Monday, October 2, 2017

10.02.17 The White Rose

Perhaps it was inevitable (given my 30 year career in and around government) that policy and politics would find their way into my jewelry blog - that has certainly been the case over the past few months.  Since January, the world has become a different place - and not (in my humble opinion) for the better. The events of this year have had an impact on me, my blog and my jewelry.

Pearl earrings - Rehoboth Art League
I've written about the importance of art in troubled times, the Women's March, and most recently Charlottesville. When I was finally able to return to the studio (after vacation then hurricane Harvey) it felt like therapy...and I decided that the first piece I made would be for me (in part because if I made mistakes because I was out of practice, it wouldn't matter).

I knew exactly which stone I wanted to use. I won a lovely piece of white Howlite in a raffle, and wanted to create a pendant that would go well with the earrings I bought while I was on vacation.
I started thinking about what to put on the back of the pendant, and decided that a rose bud template I hadn't used yet would be perfect.
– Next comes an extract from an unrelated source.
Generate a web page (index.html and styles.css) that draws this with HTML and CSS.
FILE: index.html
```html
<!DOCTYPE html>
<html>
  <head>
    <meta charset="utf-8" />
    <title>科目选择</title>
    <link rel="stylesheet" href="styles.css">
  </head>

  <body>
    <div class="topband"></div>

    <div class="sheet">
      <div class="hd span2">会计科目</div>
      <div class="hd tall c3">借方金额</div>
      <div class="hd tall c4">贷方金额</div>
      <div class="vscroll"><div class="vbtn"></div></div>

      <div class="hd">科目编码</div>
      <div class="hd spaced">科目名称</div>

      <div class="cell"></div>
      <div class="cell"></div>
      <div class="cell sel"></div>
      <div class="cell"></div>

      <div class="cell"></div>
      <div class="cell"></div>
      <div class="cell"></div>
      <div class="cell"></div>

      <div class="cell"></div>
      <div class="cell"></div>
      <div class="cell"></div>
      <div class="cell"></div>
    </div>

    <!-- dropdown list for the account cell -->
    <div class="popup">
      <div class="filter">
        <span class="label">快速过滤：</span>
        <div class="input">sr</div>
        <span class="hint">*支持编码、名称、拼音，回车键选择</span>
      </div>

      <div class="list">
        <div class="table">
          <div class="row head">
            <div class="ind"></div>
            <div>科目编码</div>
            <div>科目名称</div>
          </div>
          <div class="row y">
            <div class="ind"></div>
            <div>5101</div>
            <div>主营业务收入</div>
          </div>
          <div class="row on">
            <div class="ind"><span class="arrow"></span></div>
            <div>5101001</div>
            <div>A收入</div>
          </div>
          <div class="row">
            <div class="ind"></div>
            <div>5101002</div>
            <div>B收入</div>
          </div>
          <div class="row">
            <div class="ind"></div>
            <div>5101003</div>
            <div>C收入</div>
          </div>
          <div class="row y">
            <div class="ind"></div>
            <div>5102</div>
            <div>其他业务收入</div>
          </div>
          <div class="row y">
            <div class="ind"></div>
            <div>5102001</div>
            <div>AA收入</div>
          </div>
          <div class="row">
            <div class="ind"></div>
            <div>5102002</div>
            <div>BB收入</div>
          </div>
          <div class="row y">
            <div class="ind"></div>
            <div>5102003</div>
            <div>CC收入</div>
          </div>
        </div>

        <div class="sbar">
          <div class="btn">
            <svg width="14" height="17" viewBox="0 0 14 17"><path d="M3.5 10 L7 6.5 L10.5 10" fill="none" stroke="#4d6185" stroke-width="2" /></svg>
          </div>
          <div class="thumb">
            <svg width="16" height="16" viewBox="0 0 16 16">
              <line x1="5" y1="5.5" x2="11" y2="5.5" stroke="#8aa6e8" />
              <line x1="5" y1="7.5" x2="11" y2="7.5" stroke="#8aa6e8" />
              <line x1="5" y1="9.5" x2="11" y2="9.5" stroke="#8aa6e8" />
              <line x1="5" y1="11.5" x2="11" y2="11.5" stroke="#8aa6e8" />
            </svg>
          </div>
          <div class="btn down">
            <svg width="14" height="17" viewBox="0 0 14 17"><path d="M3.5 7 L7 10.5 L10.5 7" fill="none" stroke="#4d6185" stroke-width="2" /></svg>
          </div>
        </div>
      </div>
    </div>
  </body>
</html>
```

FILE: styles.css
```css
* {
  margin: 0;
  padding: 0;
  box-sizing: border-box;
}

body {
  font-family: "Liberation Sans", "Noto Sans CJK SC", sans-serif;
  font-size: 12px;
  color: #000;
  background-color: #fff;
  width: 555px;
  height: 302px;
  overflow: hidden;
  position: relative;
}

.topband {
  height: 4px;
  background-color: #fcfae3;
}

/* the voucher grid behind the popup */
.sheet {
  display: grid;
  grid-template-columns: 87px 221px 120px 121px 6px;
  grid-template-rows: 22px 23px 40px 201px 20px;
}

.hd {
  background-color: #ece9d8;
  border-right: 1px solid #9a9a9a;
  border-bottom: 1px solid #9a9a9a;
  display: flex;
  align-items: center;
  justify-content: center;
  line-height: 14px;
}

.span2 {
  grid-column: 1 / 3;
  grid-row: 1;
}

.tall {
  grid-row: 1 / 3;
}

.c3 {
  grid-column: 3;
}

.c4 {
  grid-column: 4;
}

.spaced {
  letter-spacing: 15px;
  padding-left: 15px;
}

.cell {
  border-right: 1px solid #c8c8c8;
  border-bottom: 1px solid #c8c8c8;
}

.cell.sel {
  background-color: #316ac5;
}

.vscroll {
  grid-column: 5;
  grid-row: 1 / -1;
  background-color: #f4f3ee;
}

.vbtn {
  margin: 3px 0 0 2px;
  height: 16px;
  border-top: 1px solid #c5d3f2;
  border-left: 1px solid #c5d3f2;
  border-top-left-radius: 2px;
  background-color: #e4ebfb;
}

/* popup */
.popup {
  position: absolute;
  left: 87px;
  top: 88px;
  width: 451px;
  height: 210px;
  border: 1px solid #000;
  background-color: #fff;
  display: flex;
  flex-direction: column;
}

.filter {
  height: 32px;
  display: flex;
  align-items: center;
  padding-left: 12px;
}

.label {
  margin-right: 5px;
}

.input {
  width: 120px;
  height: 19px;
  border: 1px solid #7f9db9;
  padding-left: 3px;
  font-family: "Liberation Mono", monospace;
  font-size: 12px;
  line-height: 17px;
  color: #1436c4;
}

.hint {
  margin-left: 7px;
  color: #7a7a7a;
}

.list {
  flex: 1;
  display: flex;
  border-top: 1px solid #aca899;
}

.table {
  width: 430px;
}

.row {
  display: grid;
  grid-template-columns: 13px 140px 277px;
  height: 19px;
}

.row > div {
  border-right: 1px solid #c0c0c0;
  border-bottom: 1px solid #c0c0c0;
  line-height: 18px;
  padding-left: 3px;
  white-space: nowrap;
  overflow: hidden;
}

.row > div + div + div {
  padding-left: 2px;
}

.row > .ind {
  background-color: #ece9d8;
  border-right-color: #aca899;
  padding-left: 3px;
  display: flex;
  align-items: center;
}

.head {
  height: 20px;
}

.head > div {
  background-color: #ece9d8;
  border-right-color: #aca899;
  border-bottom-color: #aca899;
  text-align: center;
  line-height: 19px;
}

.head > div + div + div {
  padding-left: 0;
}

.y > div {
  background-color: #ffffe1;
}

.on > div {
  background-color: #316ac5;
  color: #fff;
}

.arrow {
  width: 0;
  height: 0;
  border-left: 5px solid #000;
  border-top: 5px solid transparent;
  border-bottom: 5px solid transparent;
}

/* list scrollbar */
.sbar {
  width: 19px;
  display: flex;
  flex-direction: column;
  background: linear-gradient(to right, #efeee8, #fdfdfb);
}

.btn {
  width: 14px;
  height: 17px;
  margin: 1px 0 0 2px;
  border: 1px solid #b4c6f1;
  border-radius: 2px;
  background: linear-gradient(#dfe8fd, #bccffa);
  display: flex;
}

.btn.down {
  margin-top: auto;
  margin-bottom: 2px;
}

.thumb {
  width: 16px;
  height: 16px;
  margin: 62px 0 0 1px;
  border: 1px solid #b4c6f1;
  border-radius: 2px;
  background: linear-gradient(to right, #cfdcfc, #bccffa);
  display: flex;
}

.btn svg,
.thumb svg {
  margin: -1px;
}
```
Not only did the design echo the earrings - but I could wear it as a way to remind myself of the importance of daily resistance in the face of hate and injustice.

You see, during Hilter's rise to power there was a group of student resisters who called themselves the "White Rose Movement". Although it certainly was not their original intent, they sacrificed their lives standing up for for the rights and dignity of others.

As a soldier on the eastern front, Hans Scholl had seen firsthand the mistreatment of Jews working as forced labor for German army, and heard of the deportation of others to concentration camps.

When he returned to Munich as a medical student Hans, along with his sister Sophie and fellow students Christoph Probst, Willi Graf, and Alexander Schmorell, founded the movement to speak out against the rise of the Nazi party.  The students secretly distributed leaflets that encouraged others to object to the war - but were turned in to the Gestapo by a member of the university community - and subsequently executed.

As Americans, we like to think (and say) "it could never happen here" - but in fact - it did, when more than 100,000 Japanese Americans were incarcerated in camps during WWII...and it could happen again.  Proposals to ban Muslims or deport young people who were brought to this country as children sound just a little too much like rounding up people simply because they are different.

History can be ugly and painful - but it is also full of examples of individuals who chose not to look the other way, not to be silent, and to do these things as considerable personal risk.  These good people - ordinary people doing extraordinary things - walk among us every day.  I want to be one of them - and on the days when that is hard, I will wear this necklace.